Isḥaq Shbadnaya (fl. 1439/40) [Ch. of E.]
Priest and author, also known as Asko Shbadnaya and Isḥaq Qardaḥa Eshbadnaya. From his name, Isḥaq is presumed to be from a village named Shbaden or Shbad in ‘the land of the Sendaye’, a region northeast of Zakho. Isḥaq is known to have written several works, including three liturgical poems composed in 1439/40 for the Fast of the Ninevites, the commemoration of St. George, and the Feast of the Finding of the Cross. Isḥaq’s masterpiece is a long poem entitled ‘Poem on the Divine Economy from In the Beginning Until Eternity’, divided into 30 sedre or sections, each on a separate theme.
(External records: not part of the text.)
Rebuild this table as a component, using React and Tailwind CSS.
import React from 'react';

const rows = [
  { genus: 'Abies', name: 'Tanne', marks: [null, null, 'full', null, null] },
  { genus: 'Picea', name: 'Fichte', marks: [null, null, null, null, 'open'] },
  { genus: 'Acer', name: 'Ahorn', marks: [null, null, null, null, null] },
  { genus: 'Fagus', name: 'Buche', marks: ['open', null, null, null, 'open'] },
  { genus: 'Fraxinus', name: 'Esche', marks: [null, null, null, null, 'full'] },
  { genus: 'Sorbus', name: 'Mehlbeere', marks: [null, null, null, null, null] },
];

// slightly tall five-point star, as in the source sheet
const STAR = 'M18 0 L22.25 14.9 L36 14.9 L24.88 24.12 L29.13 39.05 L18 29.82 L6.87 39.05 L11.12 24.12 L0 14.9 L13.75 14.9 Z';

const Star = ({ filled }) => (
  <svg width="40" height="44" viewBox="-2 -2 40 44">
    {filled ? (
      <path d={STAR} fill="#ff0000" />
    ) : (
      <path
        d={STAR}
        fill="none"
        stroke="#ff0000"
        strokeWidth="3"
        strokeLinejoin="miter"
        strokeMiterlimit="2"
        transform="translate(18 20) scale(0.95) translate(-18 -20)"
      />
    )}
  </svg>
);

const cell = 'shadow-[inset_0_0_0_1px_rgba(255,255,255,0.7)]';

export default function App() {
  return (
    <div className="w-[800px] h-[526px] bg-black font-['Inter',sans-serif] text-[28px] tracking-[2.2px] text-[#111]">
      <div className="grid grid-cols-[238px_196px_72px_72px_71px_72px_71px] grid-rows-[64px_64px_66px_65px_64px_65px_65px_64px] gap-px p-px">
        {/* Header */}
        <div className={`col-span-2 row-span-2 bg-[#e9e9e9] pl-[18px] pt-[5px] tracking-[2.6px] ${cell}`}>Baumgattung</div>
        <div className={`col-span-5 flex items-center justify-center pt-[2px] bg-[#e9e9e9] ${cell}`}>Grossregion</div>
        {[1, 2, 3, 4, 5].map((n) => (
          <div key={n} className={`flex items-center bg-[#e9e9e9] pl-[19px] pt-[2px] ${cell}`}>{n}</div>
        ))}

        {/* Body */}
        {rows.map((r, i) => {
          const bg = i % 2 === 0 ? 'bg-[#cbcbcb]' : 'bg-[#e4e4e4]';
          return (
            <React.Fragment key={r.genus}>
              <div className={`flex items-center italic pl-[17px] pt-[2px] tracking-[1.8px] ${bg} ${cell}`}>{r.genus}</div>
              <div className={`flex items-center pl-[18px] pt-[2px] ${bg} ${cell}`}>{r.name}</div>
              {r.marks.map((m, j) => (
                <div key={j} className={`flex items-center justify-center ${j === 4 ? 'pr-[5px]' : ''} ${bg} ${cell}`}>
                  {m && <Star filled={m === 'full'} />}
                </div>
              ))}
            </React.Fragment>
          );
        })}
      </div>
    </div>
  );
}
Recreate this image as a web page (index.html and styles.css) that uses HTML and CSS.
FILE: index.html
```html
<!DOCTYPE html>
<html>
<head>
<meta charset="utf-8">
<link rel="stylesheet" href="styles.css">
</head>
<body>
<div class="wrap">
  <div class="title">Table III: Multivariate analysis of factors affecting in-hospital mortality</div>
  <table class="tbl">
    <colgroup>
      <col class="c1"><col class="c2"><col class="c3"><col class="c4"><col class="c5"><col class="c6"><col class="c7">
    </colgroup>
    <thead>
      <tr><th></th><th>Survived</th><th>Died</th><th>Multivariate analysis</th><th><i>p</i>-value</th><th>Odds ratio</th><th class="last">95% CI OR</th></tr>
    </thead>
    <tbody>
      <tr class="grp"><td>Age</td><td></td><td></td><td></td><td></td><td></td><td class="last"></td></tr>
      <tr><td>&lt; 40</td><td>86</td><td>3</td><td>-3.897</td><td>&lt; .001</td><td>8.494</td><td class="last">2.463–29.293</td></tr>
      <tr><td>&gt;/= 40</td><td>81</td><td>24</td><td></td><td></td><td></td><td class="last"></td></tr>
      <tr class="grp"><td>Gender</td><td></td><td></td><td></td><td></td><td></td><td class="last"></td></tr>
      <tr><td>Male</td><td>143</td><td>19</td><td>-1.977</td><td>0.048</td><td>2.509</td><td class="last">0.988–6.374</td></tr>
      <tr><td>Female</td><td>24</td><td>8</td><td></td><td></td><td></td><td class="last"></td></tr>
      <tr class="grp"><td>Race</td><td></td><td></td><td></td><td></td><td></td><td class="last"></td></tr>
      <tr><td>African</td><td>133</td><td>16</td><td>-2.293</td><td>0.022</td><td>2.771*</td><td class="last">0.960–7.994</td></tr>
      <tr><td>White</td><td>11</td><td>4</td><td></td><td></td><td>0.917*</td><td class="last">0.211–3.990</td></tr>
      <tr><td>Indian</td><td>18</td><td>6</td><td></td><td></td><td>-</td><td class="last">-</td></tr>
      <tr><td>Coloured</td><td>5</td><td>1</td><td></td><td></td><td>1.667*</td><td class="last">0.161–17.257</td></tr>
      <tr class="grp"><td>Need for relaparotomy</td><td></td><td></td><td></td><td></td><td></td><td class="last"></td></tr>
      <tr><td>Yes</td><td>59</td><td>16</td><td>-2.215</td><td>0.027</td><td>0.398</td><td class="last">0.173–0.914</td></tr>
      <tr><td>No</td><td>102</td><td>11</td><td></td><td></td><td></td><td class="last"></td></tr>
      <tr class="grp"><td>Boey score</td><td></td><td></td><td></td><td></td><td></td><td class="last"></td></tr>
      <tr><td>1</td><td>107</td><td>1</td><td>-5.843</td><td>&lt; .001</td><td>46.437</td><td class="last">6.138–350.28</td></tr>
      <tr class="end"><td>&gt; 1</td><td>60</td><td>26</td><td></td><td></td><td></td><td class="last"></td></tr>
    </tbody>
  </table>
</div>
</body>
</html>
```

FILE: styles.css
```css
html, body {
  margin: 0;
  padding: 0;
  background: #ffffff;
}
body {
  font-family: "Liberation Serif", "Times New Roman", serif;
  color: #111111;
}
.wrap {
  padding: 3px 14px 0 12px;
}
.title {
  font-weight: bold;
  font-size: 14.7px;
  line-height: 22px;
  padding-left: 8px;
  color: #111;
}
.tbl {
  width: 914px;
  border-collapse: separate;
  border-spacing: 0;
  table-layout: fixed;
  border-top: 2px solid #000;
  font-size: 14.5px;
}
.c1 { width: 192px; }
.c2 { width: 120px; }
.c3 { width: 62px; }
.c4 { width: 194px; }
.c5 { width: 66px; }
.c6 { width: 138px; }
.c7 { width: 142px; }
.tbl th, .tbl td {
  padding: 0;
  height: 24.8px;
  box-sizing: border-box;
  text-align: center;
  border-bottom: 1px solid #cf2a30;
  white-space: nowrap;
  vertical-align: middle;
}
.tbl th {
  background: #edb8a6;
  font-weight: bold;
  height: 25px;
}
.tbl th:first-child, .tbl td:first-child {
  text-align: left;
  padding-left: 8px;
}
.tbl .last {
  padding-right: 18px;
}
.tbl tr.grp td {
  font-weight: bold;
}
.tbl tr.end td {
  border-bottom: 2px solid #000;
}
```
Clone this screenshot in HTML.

This poem employs numerous acrostic patterns and includes dozens of Greek words written in Syriac script. The Greek words and some obscure Syriac words are supplied with interlinear or marginal definitions in Syriac or, rarely, Arabic. After most sections of poetry, Isḥaq added a section of commentary explaining his poem by means of quotations from earlier Syriac and Greek authors ranging from Ephrem and Irenaeus to Theodore of Mospuestia, Ishoʿdad of Merv, and Yoḥannan bar Zoʿbi. Some of these quotations are extensive. In composing a commentary on his own poem, Isḥaq may have been imitating ʿAbdishoʿ of Nisibis, who also composed a commentary on his own poetry. Isḥaq also composed an acrostic riddle of six lines which was often transmitted with his liturgical poems. Finally, a short acrostic poem about the trials afflicting the Church, which is contained in a single ms. of Isḥaq’s masterpiece, is probably also composed by Isḥaq. The continued importance of Isḥaq is indicated by the large number of mss. of his works and the fact that he is one of the few later authors included in histories of Syriac literature and cited by Toma Audo in his Syriac dictionary.
Sources
- Abūna, Adab, 463–4.
- Baumstark, Literatur, 330.
- G. Cardahi, Liber thesauri de arte poetica Syrorum (1875), 128–9, 168–71. (contains selections of Isḥaq’s poetry)
- Ktabuna d-Partute (Urmia, 1898), 143–9.
- Macuch, Geschichte, 33.
- Reinink, Studien zur Quellen- und Traditionsgeschichte, 49–60.
- P. Sarmas, Tašʿitā d-seprāyutā Atorāytā (1962), 202–3.
- A. Scher, ‘Étude supplémentaire sur les écrivains syriens orientaux’, ROC 11 (1906), 31.